C. Sistem Garis Keturunan Yang Di Anut Suku
Sumba
Pada
orang Sumba nama seorang anak tidak mangikuti nama (fam) dari ayah maupun ibu.
Nama secara utuh diambil dari salah satu nama dari keluarga dari ayah atau ibu
baik yaitu kakek atau nenek kandung
maupun dari yang lainnya. Sehingga orang Sumba mengenal istilah Boku Tamu atau
Apu Tamu. Nama laki-laki berdasarkan Boku Tamu dan perempuan berdasarkan Apu
Tamu. Tidak bisa nama anak laki dari Apu Tamu atau sebaliknya. Nama bisa
berasal dari suku lain yang masih ada hubungan keluarga. Sehingga nama tidak
berpengaruh terhadap suku. Hal senada juga dikatakan oleh Woha (2008:3) bahwa :
Di Sumba nama orang sama sekali bukan identitas kabihu.
Dalam
perkembangannya sekarang sudah bisa mengambil nama depan atau belakang dari
ayah sebagai fam dari anak. Tetapi sistem pemberian nama seperti diatas tidak
sepenuhnya hilang. Anak bisa memiliki dua nama. Nama dengan fam ayah digunakan
sebagai nama formal atau nama yang digunakan saat pembaptisan dan penulisan
ijazah. Sedangkan nama lahir dari boku tamu (laki-laki) atau apu tamu (perempuan)
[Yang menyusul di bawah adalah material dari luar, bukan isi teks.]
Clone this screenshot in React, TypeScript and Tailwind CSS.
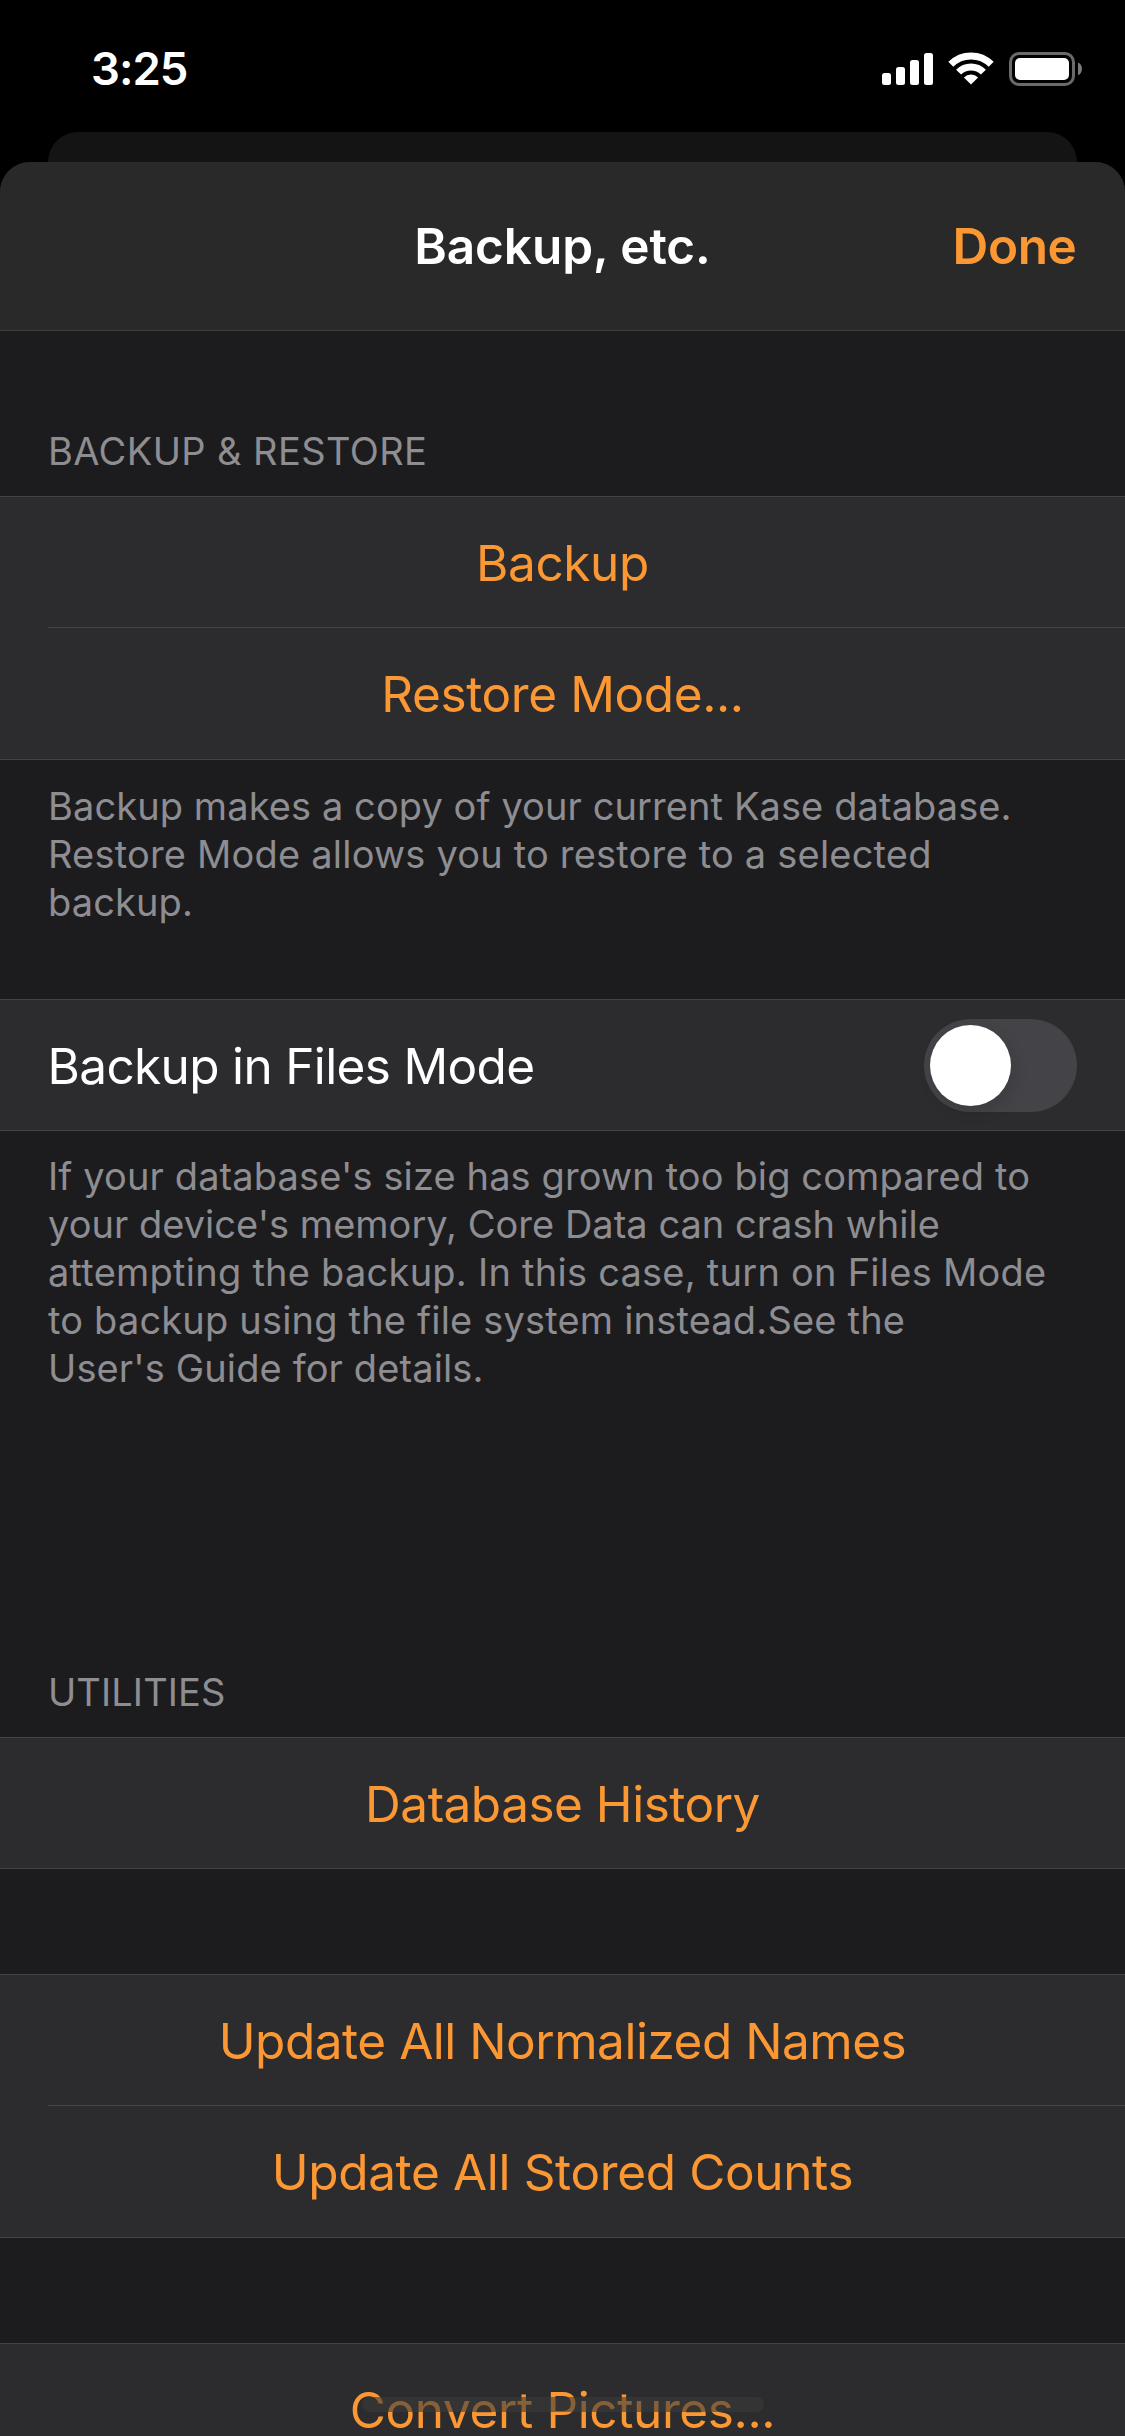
import type { ReactNode } from "react";

function StatusIcons() {
  return (
    <svg className="h-[36px] w-[204px]" viewBox="880 51 204 36" fill="none">
      <g fill="#fff">
        <rect x="882" y="73" width="9" height="12" rx="2.5" />
        <rect x="896" y="67" width="9" height="18" rx="2.5" />
        <rect x="910" y="60" width="9" height="25" rx="2.5" />
        <rect x="924" y="53" width="9" height="32" rx="2.5" />
        <path d="M971 84.6L963.9 77.5A10.2 10.2 0 0 1 978.1 77.5Z" />
      </g>
      <g stroke="#fff" strokeWidth="7">
        <path d="M958.6 72.1A17.5 17.5 0 0 1 983.4 72.1" />
        <path d="M950.8 64.3A28.5 28.5 0 0 1 991.2 64.3" />
      </g>
      <rect x="1010.5" y="53.5" width="63" height="31" rx="8.5" stroke="#6a6a6a" strokeWidth="3" />
      <rect x="1015" y="58" width="54" height="22" rx="5" fill="#fff" />
      <path d="M1078 62.5C1080.6 63.4 1082 66 1082 68.8S1080.6 74.2 1078 75.3Z" fill="#7b7b7b" />
    </svg>
  );
}

function Group({ children }: { children: ReactNode }) {
  return <section className="border-y border-[#434346] bg-[#2c2c2e]">{children}</section>;
}

function ActionRow({ label, tracking }: { label: string; tracking: string }) {
  return (
    <button
      className={`flex h-[130px] w-full items-center justify-center pt-[4px] text-[49.5px] leading-none whitespace-nowrap text-[#fb9833] ${tracking}`}
    >
      {label}
    </button>
  );
}

function Separator() {
  return <div className="ml-12 h-px bg-[#434346]" />;
}

function Header({ children, tracking }: { children: string; tracking: string }) {
  return (
    <h2 className={`mb-[21px] pl-12 text-[38px] leading-[48px] whitespace-nowrap text-[#8d8d92] ${tracking}`}>
      {children}
    </h2>
  );
}

function Footer({ lines }: { lines: [string, string][] }) {
  return (
    <div className="pl-12 text-[38px] leading-[48px] whitespace-nowrap text-[#8d8d92]">
      {lines.map(([text, tracking]) => (
        <p key={text} className={tracking}>
          {text}
        </p>
      ))}
    </div>
  );
}

export default function App() {
  return (
    <div className="relative h-[2436px] w-[1125px] overflow-hidden bg-black font-['Inter',sans-serif]">
      <div className="flex h-[132px] items-start justify-between pr-[41px] pl-[91px]">
        <span className="mt-[45px] text-[45.5px] leading-[48px] font-semibold tracking-[-1px] text-white">3:25</span>
        <div className="mt-[51px]">
          <StatusIcons />
        </div>
      </div>
      <div className="mx-12 h-[60px] rounded-t-[30px] bg-[#141414]" />

      <main className="relative -mt-[30px] flex h-[2274px] flex-col overflow-hidden rounded-t-[30px] bg-[#1c1c1e]">
        <header className="grid h-[169px] shrink-0 grid-cols-[1fr_auto_1fr] items-center border-b border-[#3f3f40] bg-[#292929] pt-[2px] text-[49.5px] leading-none font-semibold">
          <span />
          <h1 className="tracking-[-0.06px] text-white">Backup, etc.</h1>
          <button className="justify-self-end pr-[48.5px] tracking-[-0.39px] text-[#fb9833]">Done</button>
        </header>

        <div className="mt-[96px] flex shrink-0 flex-col">
          <Header tracking="tracking-[0.4px]">BACKUP &amp; RESTORE</Header>
          <Group>
            <ActionRow label="Backup" tracking="tracking-[-0.4px]" />
            <Separator />
            <div className="pb-px">
              <ActionRow label="Restore Mode..." tracking="tracking-[-0.4px]" />
            </div>
          </Group>
          <div className="mt-[22px] mb-[73px]">
            <Footer
              lines={[
                ["Backup makes a copy of your current Kase database.", "tracking-[0.09px]"],
                ["Restore Mode allows you to restore to a selected", "tracking-[0.2px]"],
                ["backup.", "tracking-[0.1px]"],
              ]}
            />
          </div>
          <Group>
            <div className="flex h-[130px] items-center justify-between pr-12 pl-[47.5px]">
              <span className="pt-[3px] text-[49.5px] leading-none tracking-[-0.65px] text-white">
                Backup in Files Mode
              </span>
              <button
                role="switch"
                aria-checked="false"
                aria-label="Backup in Files Mode"
                className="flex h-[93px] w-[153px] items-center rounded-full bg-[#434348] pl-[6px]"
              >
                <span className="size-[81px] rounded-full bg-white shadow-[3px_6px_16px_rgba(0,0,0,0.12)]" />
              </button>
            </div>
          </Group>
          <div className="mt-[21px] mb-[276px]">
            <Footer
              lines={[
                ["If your database's size has grown too big compared to", "tracking-[0.12px]"],
                ["your device's memory, Core Data can crash while", "tracking-[0.02px]"],
                ["attempting the backup. In this case, turn on Files Mode", "tracking-[0.245px]"],
                ["to backup using the file system instead.See the", "tracking-[0.18px]"],
                ["User's Guide for details.", "tracking-[0.12px]"],
              ]}
            />
          </div>
          <Header tracking="tracking-[0.09px]">UTILITIES</Header>
          <Group>
            <ActionRow label="Database History" tracking="tracking-[-0.5px]" />
          </Group>
          <div className="h-[105px]" />
          <Group>
            <ActionRow label="Update All Normalized Names" tracking="tracking-[-0.48px]" />
            <Separator />
            <div className="pb-px">
              <ActionRow label="Update All Stored Counts" tracking="tracking-[-0.36px]" />
            </div>
          </Group>
          <div className="h-[105px]" />
          <Group>
            <ActionRow label="Convert Pictures..." tracking="tracking-[-0.37px]" />
          </Group>
        </div>
      </main>
      <div className="absolute bottom-[24px] left-[362px] h-[15px] w-[402px] rounded-full bg-[#3b3b3b]/60" />
    </div>
  );
}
tetap digunakan sebagai nama panggilan untuk dirumah.
Landasan
dikatan bahwa suku sumba menganut patrilineal atau garis keturunan ayah adalah ketika seorang anak hendak diketahui
asal usulnya yang ditanyakan adalah siapa nama ayah atau kakeknya bukan siapa
nama ibu atau neneknya.
DAFTAR PUSTAKA
Anonimous, 2001. Budaya
Sumba http://waingapoe.wordpress,com/2011/01/12/budaya-sumba/
http://id.wikipedia.org/wiki/Suku_Sumba
Woha,U.P.2008. Sejarah
Pemerintahan di Pulau Sumba. Undana press. Kupang.